Truffa dei mini quadri di Leonardo: 2 arresti

Raggirata una donna: versò 125mila euro al finto avvocato e al complice

Truffa dei mini quadri di Leonardo: 2 arresti

Una truffa molto ben congegnata, che avrebbe fruttato centinaia di migliaia di euro e coinvolto circa 200 vittime. L'esca ideata dagli organizzatori era una combinazione, confusa ma attraente, di presunte opere d'arte rinascimentali e criptovalute. Dopo la denuncia di una delle persone raggirate e dopo l'indagine del Nucleo operativo metropolitano della Guardia di Finanza di Milano ieri sono state arrestate due persone.

Ai domiciliari disposti dal gip Guido Salvini sono finiti un finto consulente finanziario e un finto avvocato. Le indagini su questa «complessa e bizzarra truffa nel campo delle opere d'arte e delle criptovalute», come scrive il giudice, sono state coordinate dal procuratore aggiunto Eugenio Fusco e dal pm Carlo Scalas. L'inchiesta nasce dalla querela nell'agosto del 2020 di una donna che nel 2019 si era vista proporre l'investimento poi rivelatosi un inganno. La vittima ha versato agli indagati 125mila euro che dovevano servire ad acquistare 12 fantomatici «microquadri nascosti nei quadri di Leonardo da Vinci» e scovati da un «esperto». Oltre a 32 altrettanto inventate «frazioni digitali» di opere della pittrice Alina Ciuciu, «sponsorizzata» da Vittorio Sgarbi (l'artista e il critico sono estranei alle indagini).
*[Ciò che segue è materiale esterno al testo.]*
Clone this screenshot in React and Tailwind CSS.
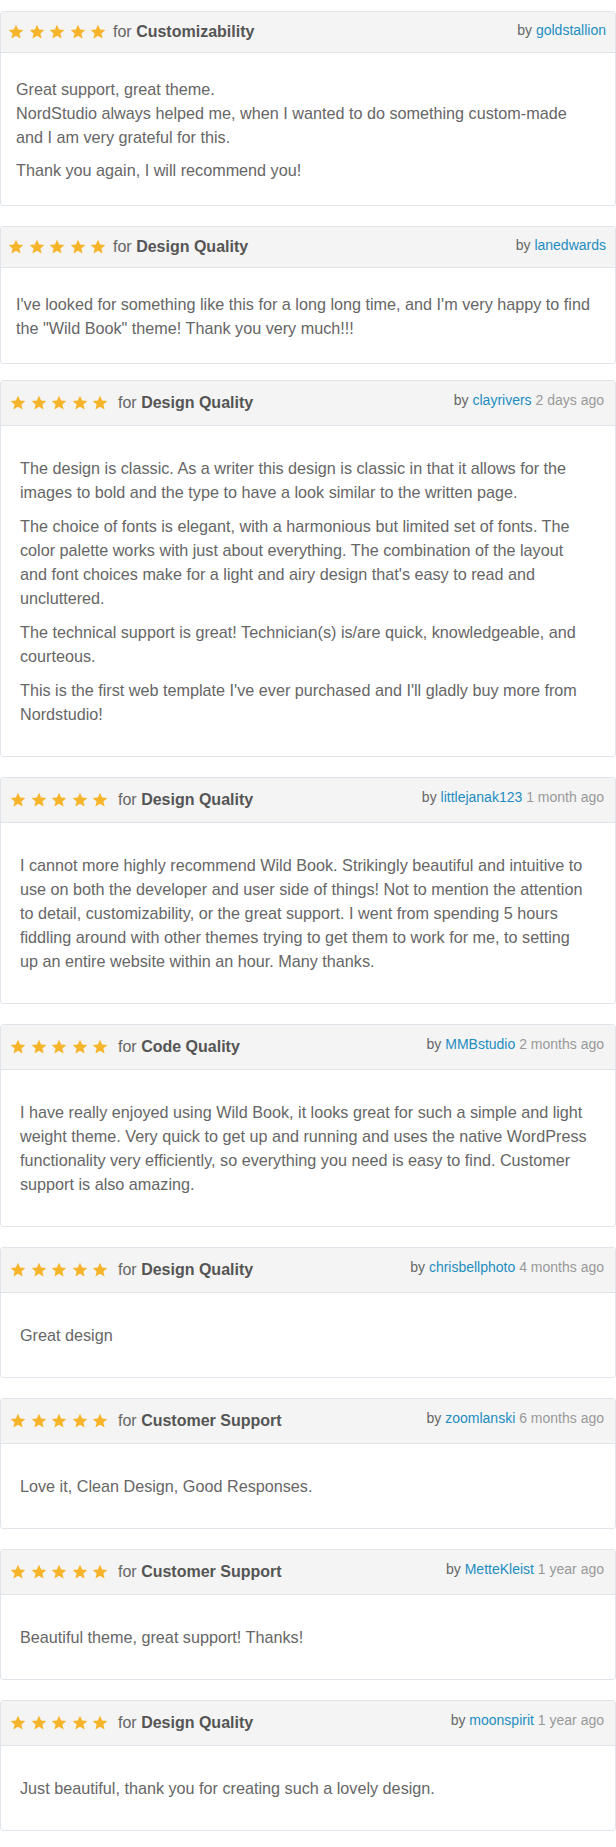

Gli arrestati sono Francesco Colucci, 46 anni, e Davide Cuccato, 49. Alla donna sarebbe stato proposto, prima in un lussuoso immobile di oltre 300 metri quadri a Desenzano del Garda e poi in un ufficio centrale in via Visconti di Modrone, di aderire all'affare della XChampion, una inesistente holding con sede a Singapore. Sul tavolo un fondo di investimento che doveva diffondere una «International Web Gallery», una sorta di rappresentazione digitalizzata delle più importanti opere d'arte. Ogni capolavoro, spiegava una complice degli arrestati, «sarebbe stata frazionata in singole porzioni di cui chi avesse aderito al fondo sarebbe divenuto proprietario e il titolo di proprietà sarebbe stato costituito per ciascuna frazione da un token, una sorta di gettone digitale il cui valore» si sarebbe decuplicato in pochi anni. La vittima aveva accettato e provato anche a coinvolgere un'amica (che non è però caduta nella rete). Per partecipare aveva persino venduto l'appartamento in cui abitava.

Nell'inchiesta sono indagate altre tre persone. Tutti i clienti, circa 200, sarebbero stati raggirati e coinvolti in una sorta di «catena di Sant'Antonio», i soldi intascati dai presunti truffatori sarebbero finiti su conti svizzeri.

Gli arrestati sono anche accusati di esercizio abusivo della professione e Colucci anche di «possesso di segni contraffatti» (possedeva finti distintivi della polizia), introduzione e ricettazione in Italia di orologi di lusso contraffatti e ricettazione di beni di interesse archeologico. In ufficio aveva un'anfora e una coppa, risultati essere del IV secolo A.C., senza documenti di proprietà.